**A block of data**:
+---+

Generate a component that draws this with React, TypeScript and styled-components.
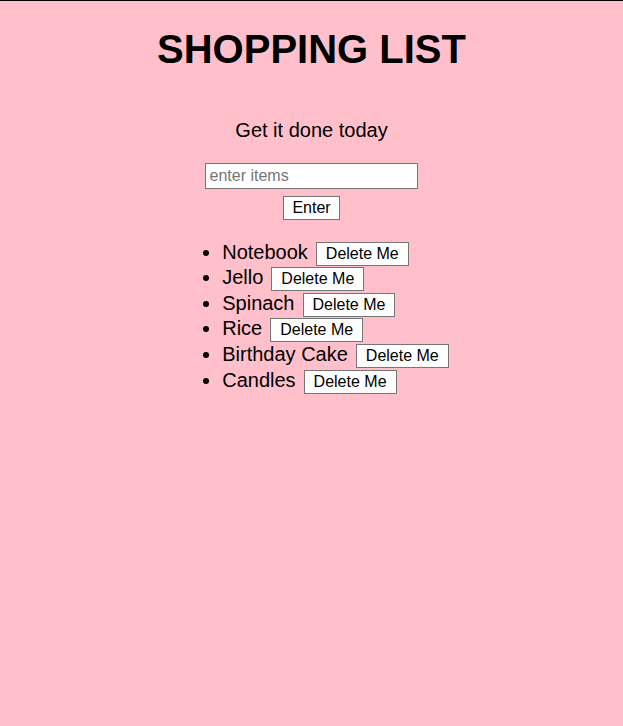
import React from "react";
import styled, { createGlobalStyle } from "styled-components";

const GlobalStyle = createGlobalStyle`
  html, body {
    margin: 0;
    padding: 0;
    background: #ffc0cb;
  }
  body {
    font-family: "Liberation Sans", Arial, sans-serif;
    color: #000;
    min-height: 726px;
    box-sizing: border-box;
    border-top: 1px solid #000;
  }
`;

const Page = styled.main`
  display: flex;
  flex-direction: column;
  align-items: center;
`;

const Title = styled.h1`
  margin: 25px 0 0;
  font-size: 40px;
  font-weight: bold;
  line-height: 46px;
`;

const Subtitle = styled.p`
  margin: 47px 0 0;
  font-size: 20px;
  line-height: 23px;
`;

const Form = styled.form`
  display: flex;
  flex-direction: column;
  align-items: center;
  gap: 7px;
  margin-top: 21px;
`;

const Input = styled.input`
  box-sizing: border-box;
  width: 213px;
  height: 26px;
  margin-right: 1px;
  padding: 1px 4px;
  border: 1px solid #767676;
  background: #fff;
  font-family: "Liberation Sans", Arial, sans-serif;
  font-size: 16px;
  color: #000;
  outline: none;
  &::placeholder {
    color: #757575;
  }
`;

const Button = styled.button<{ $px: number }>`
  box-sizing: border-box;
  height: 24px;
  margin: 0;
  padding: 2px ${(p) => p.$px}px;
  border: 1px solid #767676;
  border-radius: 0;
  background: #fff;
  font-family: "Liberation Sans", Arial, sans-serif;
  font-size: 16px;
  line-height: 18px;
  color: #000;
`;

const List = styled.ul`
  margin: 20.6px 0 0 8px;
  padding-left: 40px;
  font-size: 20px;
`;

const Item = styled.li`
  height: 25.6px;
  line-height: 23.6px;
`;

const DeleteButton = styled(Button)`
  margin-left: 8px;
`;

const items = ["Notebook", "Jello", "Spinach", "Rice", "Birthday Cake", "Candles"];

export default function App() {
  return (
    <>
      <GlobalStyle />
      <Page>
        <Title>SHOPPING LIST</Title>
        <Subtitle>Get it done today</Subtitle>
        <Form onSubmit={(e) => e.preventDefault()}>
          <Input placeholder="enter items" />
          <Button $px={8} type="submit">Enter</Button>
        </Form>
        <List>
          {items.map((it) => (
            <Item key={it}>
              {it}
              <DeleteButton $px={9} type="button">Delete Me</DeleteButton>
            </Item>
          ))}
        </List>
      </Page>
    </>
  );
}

+---+

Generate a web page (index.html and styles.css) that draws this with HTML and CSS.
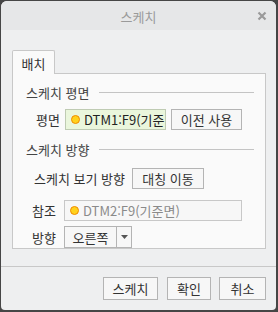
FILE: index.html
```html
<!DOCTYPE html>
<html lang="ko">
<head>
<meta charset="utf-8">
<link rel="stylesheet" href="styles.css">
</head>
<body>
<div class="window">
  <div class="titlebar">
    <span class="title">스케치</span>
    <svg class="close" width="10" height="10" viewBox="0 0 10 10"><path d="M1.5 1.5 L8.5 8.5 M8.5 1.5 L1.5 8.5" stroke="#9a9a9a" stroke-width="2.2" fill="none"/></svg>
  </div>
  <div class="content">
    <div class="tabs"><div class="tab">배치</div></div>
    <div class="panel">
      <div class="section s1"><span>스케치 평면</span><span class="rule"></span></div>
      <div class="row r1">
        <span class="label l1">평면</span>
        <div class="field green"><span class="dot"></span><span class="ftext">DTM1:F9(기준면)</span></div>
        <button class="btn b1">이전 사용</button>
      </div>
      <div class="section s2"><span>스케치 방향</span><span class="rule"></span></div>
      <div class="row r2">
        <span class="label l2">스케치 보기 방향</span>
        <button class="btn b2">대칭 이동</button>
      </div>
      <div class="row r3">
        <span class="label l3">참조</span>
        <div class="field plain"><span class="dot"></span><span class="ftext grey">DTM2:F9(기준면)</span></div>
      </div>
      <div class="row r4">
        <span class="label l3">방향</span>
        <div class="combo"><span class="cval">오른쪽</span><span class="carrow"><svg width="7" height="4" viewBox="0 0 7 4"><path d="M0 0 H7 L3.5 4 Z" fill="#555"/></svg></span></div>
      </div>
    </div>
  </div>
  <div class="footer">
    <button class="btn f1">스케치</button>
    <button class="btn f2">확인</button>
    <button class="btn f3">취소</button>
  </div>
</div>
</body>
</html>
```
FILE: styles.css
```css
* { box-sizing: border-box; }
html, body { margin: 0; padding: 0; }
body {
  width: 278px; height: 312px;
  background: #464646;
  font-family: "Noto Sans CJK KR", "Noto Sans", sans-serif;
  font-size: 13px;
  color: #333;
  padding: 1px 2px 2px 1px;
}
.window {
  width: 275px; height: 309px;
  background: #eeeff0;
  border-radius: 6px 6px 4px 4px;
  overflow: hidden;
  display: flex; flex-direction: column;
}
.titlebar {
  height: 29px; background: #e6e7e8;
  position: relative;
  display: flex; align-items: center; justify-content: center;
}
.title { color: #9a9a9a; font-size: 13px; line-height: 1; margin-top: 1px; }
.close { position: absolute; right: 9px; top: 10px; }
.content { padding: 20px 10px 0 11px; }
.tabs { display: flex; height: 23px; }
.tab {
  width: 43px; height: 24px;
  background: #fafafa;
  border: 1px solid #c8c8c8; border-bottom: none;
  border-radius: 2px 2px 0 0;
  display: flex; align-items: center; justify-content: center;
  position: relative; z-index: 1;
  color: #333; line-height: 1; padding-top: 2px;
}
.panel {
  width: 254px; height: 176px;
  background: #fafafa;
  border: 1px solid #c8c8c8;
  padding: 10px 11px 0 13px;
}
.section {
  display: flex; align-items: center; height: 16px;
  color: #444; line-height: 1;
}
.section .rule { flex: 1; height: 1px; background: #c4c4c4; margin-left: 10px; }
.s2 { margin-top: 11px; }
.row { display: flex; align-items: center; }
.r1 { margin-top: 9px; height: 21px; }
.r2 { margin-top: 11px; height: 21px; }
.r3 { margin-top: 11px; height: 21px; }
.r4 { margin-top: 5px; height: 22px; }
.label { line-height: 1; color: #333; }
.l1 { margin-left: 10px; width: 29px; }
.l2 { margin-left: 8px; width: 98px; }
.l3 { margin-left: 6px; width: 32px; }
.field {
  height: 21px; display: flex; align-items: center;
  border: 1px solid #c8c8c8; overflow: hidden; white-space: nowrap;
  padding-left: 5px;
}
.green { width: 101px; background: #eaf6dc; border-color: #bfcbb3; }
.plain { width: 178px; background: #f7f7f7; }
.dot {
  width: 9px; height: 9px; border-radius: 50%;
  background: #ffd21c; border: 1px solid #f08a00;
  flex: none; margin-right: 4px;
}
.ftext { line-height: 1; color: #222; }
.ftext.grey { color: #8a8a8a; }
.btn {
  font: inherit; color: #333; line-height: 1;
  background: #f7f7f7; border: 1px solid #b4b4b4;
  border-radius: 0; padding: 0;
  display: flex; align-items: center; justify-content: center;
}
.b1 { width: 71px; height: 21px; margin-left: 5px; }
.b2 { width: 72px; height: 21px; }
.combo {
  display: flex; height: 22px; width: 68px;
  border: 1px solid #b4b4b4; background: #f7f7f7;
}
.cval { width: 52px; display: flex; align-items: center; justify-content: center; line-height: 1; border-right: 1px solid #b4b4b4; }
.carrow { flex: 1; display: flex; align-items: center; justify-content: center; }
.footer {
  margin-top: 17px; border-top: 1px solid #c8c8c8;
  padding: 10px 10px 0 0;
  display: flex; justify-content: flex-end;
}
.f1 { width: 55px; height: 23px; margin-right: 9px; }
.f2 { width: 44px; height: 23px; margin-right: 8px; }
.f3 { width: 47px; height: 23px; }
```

+---+

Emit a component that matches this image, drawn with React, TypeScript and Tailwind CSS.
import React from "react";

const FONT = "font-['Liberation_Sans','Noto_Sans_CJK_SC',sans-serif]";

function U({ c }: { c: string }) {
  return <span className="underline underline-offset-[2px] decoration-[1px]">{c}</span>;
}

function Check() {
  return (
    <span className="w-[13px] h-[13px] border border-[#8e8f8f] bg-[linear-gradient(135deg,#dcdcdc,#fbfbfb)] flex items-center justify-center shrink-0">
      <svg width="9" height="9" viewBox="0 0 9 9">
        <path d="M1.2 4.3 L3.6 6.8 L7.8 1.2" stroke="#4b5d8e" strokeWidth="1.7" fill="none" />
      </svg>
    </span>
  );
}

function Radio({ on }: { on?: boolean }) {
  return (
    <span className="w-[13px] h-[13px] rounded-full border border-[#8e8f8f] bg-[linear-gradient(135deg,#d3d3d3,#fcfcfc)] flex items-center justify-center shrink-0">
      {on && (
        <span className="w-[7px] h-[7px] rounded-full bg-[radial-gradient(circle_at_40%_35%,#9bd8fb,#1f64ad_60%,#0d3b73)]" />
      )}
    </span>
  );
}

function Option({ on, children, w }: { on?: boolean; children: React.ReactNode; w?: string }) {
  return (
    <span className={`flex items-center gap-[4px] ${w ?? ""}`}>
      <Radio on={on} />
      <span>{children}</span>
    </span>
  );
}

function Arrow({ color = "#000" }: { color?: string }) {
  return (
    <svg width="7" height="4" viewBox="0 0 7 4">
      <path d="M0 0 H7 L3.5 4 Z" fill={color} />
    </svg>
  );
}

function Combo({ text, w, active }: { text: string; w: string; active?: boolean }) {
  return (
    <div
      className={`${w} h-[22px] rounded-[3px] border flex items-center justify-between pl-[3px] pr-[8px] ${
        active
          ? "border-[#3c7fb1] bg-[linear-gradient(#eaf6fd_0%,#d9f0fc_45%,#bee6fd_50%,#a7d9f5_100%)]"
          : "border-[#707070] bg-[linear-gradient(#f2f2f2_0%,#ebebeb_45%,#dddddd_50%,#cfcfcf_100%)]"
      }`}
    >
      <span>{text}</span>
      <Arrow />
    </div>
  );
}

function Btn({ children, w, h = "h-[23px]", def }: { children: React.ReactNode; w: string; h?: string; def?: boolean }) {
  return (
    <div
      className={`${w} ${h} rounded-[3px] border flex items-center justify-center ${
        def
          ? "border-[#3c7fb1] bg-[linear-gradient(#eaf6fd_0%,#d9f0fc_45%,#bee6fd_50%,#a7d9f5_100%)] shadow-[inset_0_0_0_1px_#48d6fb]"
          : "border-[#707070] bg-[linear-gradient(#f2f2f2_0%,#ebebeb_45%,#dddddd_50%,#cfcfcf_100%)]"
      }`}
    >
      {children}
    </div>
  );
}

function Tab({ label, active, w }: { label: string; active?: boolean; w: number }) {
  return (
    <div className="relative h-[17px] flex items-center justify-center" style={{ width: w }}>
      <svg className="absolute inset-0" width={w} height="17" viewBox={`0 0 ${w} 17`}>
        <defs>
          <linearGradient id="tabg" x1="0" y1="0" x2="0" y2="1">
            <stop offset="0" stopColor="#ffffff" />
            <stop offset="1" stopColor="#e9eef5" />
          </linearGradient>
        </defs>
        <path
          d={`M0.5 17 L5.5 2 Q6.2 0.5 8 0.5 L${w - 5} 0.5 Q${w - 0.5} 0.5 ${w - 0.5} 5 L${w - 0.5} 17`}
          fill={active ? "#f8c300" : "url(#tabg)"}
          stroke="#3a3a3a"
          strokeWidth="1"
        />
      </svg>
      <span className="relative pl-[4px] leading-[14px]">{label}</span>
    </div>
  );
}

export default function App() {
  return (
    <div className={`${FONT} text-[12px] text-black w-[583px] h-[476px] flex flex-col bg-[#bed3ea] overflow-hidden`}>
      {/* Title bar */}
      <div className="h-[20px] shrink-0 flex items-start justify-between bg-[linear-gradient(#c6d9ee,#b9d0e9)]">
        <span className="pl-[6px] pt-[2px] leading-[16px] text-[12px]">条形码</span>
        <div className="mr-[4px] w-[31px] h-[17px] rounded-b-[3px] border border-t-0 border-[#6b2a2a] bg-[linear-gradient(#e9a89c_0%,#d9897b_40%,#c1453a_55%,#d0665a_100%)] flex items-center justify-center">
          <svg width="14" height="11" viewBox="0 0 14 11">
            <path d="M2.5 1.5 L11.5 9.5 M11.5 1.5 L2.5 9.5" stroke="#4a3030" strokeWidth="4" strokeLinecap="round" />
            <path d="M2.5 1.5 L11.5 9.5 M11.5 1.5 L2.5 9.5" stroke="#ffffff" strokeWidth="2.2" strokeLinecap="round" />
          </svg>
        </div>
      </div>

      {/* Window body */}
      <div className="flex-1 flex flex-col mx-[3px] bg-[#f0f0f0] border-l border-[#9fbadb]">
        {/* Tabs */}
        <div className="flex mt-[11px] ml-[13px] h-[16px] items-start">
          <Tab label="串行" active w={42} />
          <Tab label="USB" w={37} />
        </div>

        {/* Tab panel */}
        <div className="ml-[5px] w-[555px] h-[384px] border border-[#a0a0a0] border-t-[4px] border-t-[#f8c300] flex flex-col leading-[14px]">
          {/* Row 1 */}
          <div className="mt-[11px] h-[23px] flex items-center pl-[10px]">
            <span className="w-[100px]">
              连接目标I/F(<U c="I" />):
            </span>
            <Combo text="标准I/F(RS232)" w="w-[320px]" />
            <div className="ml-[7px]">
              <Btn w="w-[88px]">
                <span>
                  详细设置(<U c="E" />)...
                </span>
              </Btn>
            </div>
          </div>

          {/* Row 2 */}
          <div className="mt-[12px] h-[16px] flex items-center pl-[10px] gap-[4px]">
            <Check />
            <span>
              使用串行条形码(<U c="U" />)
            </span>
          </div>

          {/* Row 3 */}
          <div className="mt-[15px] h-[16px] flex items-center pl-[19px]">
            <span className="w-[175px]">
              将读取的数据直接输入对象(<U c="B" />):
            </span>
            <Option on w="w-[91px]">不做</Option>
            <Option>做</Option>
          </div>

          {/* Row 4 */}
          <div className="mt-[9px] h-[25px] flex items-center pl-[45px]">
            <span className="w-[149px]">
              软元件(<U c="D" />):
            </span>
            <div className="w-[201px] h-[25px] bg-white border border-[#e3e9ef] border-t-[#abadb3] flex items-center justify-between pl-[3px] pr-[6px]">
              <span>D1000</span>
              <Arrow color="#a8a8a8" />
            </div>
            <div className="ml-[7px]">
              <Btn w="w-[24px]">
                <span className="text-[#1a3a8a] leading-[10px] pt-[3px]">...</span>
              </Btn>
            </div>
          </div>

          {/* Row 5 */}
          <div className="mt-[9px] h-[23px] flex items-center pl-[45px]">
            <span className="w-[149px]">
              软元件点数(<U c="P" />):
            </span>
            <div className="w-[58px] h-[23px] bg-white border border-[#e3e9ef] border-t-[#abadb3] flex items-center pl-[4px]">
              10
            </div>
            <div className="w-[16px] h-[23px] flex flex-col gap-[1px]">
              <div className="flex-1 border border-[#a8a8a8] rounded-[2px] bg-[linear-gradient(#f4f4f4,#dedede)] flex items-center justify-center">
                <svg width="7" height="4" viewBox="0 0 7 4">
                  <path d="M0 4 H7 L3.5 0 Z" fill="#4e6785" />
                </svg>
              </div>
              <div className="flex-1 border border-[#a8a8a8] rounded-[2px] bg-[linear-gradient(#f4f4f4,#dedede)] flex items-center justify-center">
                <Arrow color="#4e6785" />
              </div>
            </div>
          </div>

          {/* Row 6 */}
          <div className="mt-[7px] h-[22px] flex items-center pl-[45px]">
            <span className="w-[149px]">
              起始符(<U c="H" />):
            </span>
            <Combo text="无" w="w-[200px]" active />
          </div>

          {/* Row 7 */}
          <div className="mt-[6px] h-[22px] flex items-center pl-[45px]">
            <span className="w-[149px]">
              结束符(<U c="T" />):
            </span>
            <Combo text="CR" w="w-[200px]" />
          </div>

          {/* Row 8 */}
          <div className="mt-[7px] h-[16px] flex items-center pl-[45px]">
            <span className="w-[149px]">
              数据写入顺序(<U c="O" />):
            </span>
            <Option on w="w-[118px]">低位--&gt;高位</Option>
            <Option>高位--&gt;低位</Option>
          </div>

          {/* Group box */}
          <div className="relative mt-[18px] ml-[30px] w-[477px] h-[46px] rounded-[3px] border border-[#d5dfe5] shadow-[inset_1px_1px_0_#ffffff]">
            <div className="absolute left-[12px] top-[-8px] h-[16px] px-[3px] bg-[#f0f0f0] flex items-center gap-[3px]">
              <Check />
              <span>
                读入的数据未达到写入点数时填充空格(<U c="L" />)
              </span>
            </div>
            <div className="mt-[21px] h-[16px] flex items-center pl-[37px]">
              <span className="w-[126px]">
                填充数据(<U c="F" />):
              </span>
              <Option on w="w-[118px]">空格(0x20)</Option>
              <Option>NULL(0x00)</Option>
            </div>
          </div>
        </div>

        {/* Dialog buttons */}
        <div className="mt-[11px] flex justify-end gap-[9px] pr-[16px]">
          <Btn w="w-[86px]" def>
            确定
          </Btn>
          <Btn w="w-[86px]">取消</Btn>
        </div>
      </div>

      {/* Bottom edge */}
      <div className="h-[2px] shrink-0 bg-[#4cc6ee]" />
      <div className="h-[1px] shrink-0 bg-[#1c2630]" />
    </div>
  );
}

+---+

**Exercise aim**:
In the entries above, find each line with the word "that" and copy it.

**Correct result**:
Generate a component that draws this with React, TypeScript and styled-components.
Generate a web page (index.html and styles.css) that draws this with HTML and CSS.
Emit a component that matches this image, drawn with React, TypeScript and Tailwind CSS.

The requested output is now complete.